Latest Forrester Analytics “Wave”
A few comments:
(1) While the “Wave” analysis purports to be an assessment of “Predictive Analytics Solutions for Big Data”, it is actually an assessment of vendor scale. You can save yourself $2,495 by rank-ordering vendors by revenue and get similar results.
(2) The assessment narrowly focuses on in-memory tools, which arbitrarily excludes some of the most powerful analytic tools in the market today. Forrester claims that in-database analytics “tend to be oriented toward technical users and require programming or SQL”. This is simply not true. Oracle Data Mining and Teradata Warehouse Miner have excellent user interfaces, and IBM SPSS Modeler provides an excellent front-end to in-database analytics across a number of databases (including IBM Netezza, DB2, Oracle and Teradata). Alpine Miner is a relatively new entrant that also has an excellent UI.
(3) Forrester exaggerates SAS’ experience and market presence in Big Data. Most SAS customers work primarily with foundation products that do not scale effectively to Big Data; this is precisely why SAS developed the high performance products demonstrated in the analyst beauty show. SAS has exactly one public reference customer for its new in-memory high-performance analytics software.
(4) SAS Enterprise Miner may be “easy to learn”, but it is a stretch to say that it has the capability to “run analytics in-database or distributed clusters to handle Big Data”.

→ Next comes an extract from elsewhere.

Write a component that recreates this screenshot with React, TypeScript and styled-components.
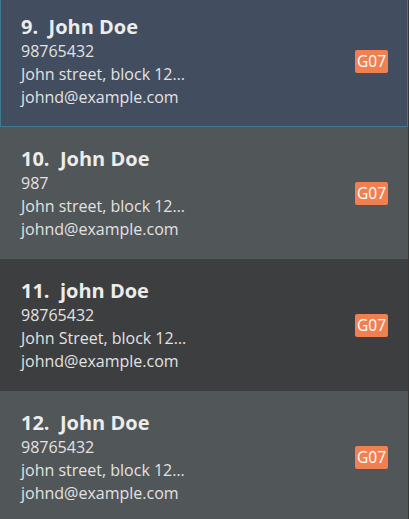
import React from "react";
import styled, { createGlobalStyle, css } from "styled-components";

const GlobalStyle = createGlobalStyle`
  html, body { margin: 0; padding: 0; background: #383838; }
  body { font-family: "Open Sans", "Noto Sans", sans-serif; }
`;

const ListView = styled.div`
  width: 409px;
  height: 519px;
  overflow: hidden;
  background: #383838;
`;

const ListInner = styled.div`
  margin-top: -5px;
  padding-right: 1px;
  display: flex;
  flex-direction: column;
`;

type Variant = "selected" | "even" | "odd";

const Cell = styled.div<{ $variant: Variant }>`
  box-sizing: border-box;
  height: 132px;
  padding: 0 20px 0 21px;
  display: flex;
  align-items: center;
  justify-content: space-between;
  ${({ $variant }) =>
    $variant === "selected"
      ? css`
          background: #424d5f;
          border: 1px solid #3d7a90;
          padding-left: 20px;
          padding-right: 19px;
        `
      : $variant === "even"
      ? css`
          background: #515658;
        `
      : css`
          background: #3c3e3f;
        `}
`;

const Info = styled.div`
  display: flex;
  flex-direction: column;
`;

const Name = styled.div`
  font-size: 20px;
  font-weight: 700;
  line-height: 26px;
  color: #ececec;
  white-space: pre;
`;

const Detail = styled.div`
  font-size: 16px;
  line-height: 23px;
  color: #e2e2e2;
  white-space: nowrap;
`;

const Tags = styled.div`
  display: flex;
  gap: 4px;
`;

const Tag = styled.span`
  background: #f07f51;
  color: #ffffff;
  font-size: 15.5px;
  line-height: 23px;
  height: 23px;
  padding: 0 2px;
  border-radius: 2px;
`;

type Person = {
  idx: number;
  name: string;
  phone: string;
  address: string;
  email: string;
  tags: string[];
};

const people: Person[] = [
  { idx: 9, name: "John Doe", phone: "98765432", address: "John street, block 12…", email: "johnd@example.com", tags: ["G07"] },
  { idx: 10, name: "John Doe", phone: "987", address: "John street, block 12…", email: "johnd@example.com", tags: ["G07"] },
  { idx: 11, name: "john Doe", phone: "98765432", address: "John Street, block 12…", email: "johnd@example.com", tags: ["G07"] },
  { idx: 12, name: "John Doe", phone: "98765432", address: "john street, block 12…", email: "johnd@example.com", tags: ["G07"] },
];

export default function App() {
  return (
    <>
      <GlobalStyle />
      <ListView>
        <ListInner>
          {people.map((p, i) => (
            <Cell key={p.idx} $variant={i === 0 ? "selected" : i % 2 === 1 ? "even" : "odd"}>
              <Info>
                <Name>{`${p.idx}.  ${p.name}`}</Name>
                <Detail>{p.phone}</Detail>
                <Detail>{p.address}</Detail>
                <Detail>{p.email}</Detail>
              </Info>
              <Tags>
                {p.tags.map((t) => (
                  <Tag key={t}>{t}</Tag>
                ))}
              </Tags>
            </Cell>
          ))}
        </ListInner>
      </ListView>
    </>
  );
}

(5) Designation of SAP as a “leader” in predictive analytics is also a stretch. SAP’s Predictive Analytics Library is a new product with some interesting capabilities; however, it is largely unproven and SAP lacks a track record in this area.
(6) The omission of Oracle Data Mining from this report makes no sense at all.
(7) Forrester’s scorecard gives every vendor the same score for pricing and licensing. That’s like arguing that a Bentley and a Chevrolet are equally suitable as family cars, but the Bentley is preferable because it has leather seats. TCO matters. As I reported here, a firm that tested SAS High Performance Analytics and reported good results did not actually buy the product because, as a company executive notes, “this stuff is expensive.”